Namun di negeri yang kerap menjunjung nilai-nilai simbol dengan birokrasi ,yang dalam slogan akan direformasi, sertifikat kerap menjadi penipuan kolektif tanpa disadari. Lagipula, keotentikan manusia menjadi ternihilkan dengan sertifikasi tersebut. Tak ubahnya helm yang harus tertera SNI (standar Nasional Indonesia). Itu helm yang benda mati dan tidak biasa diajak ngomong.
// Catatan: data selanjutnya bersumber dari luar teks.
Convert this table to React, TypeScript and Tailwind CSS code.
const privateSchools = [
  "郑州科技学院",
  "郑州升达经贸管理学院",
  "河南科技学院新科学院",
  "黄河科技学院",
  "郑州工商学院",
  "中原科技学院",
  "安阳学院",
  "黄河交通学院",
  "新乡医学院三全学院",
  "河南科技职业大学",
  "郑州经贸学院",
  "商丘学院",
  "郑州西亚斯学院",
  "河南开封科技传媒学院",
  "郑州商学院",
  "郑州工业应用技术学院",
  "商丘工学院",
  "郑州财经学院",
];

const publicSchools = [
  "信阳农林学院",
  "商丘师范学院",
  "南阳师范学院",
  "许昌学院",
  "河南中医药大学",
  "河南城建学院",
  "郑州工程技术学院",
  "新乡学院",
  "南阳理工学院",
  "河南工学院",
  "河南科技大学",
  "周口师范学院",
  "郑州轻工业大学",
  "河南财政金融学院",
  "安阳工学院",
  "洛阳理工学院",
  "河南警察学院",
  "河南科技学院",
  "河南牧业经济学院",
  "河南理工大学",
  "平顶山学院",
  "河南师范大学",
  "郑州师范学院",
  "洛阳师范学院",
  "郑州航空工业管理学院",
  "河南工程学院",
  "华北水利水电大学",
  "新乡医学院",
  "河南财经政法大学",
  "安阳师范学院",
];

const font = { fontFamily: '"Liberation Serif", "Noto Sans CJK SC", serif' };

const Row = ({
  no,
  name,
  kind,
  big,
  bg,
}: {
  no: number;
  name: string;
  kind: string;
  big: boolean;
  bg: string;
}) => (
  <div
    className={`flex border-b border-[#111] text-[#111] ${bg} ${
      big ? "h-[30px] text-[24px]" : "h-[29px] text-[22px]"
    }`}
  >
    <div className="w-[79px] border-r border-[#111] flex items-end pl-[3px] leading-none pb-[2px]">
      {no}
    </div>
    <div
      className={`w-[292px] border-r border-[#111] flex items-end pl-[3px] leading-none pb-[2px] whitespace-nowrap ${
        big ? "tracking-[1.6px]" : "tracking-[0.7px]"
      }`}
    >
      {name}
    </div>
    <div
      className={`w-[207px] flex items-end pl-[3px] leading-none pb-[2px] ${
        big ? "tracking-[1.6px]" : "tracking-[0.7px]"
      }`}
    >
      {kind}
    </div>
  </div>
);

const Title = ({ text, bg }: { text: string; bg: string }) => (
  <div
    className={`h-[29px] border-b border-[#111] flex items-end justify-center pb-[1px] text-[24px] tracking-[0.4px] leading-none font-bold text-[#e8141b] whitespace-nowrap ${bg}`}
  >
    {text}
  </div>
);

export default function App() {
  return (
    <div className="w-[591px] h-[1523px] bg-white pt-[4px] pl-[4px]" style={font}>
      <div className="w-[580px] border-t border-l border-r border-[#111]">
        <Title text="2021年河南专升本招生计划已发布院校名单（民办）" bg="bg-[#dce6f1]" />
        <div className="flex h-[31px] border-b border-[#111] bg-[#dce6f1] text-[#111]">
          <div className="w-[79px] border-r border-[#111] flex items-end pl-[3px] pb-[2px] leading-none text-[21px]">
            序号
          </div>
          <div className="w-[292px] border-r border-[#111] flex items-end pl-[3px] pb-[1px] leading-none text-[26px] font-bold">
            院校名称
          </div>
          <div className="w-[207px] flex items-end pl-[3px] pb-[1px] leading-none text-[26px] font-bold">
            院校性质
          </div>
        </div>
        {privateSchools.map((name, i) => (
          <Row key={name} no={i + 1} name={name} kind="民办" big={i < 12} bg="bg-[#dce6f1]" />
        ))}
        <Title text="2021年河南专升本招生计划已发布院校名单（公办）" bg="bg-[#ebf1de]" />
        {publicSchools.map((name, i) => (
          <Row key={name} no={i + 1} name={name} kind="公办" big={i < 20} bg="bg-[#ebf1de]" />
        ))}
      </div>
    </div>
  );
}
Tapi manusia?

Tak ubahnya seperti benda mati yang diproduksi secara massal, guru pun harus beramai-ramai lulus tes untuk mendapat stempel “bersertifikasi”. Padahal sejatinya lembaga pendidikan tak sama dengan lembaga lain yang profit oriented. Baik dalam tujuan maupun nilai-nilai di dalamnya. Lantas bila sang guru sudah tersertifikasi, apakah menjadi jaminan bahwa mereka akan lebih baik dalam praksis di kelas? Apa bukan menjadi zona nyaman bagi para “bersertifikasi” untuk mengajar seadanya, toh mereka telah lulus tes sertifikasi?

Dan kita masih sering mencari sertifikasi-sertifikasi lain di berbagai bidang selama hidup ini.